Tra le tante commissioni che si susseguono in quegli anni, un progetto dall’esecuzione problematica rallenta l’ascesa di Pei e lo spinge a cercare nuovi incarichi oltreoceano: è la Hancock Tower di Boston, i cui grandi pannelli in vetro si frantumano durante la costruzione.
È però proprio oltreoceano che avviene la consacrazione definitiva dell’opera di Pei, quando i suoi volumi imponenti, sospesi fra modernità e permanenza, appaiono come la perfetta declinazione dei piani di Mitterrand, che gli commissiona appunto l’accesso monumentale al museo del Louvre.
La grande piramide a base quadrata in ferro e vetro, completata nel 1989, è in realtà solo il culmine di un progetto di una complessità enorme, che collega le tre sezioni del museo in un vasto ambiente sotterraneo. Ancora una volta Pei dimostra la capacità nel risolvere programmi complessi con un’estrema coerenza ed efficacia, con soluzioni spesso al limite di un’architettura generica, – da centro commerciale o aeroporto –, ma comunque capaci di assolvere a un ruolo fortemente simbolico. La poetica di Pei cerca agganci nella cultura francese e li trova nei tracciati geometrici di André Le Nôtre, il paesaggista dei giardini di Versailles e maggior interprete del jardin à la française, caratterizzato da simmetria e regolarità imposte agli elementi naturali.
Al suo completamento, la piramide non resterà immune da pesanti critiche, ma finirà progressivamente per essere accolta fra i simboli della città contemporanea.

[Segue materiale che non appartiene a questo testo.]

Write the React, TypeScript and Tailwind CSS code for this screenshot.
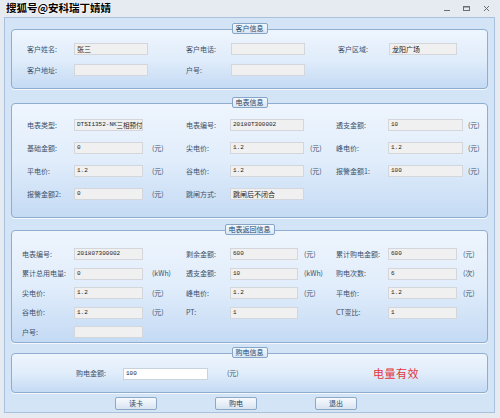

La carriera di Pei non si conclude col Louvre, ma continua con commissioni di varia taglia che lo portano a costruire anche nel suo paese d’origine. Col finire degli anni Novanta, l’architetto, ormai quasi ottantenne, si concentra su progetti di dimensioni più modeste. Un’estrema coerenza lo porterà a non confrontarsi mai con la cultura postmoderna, che rimette in gioco i codici linguistici colti e popolari, ma a rimanere un autore di monumenti globali, eleganti e dalla potenza plastica, ultimi esemplari di una modernità aulica che rimarrà la sua firma fino all’ultimo.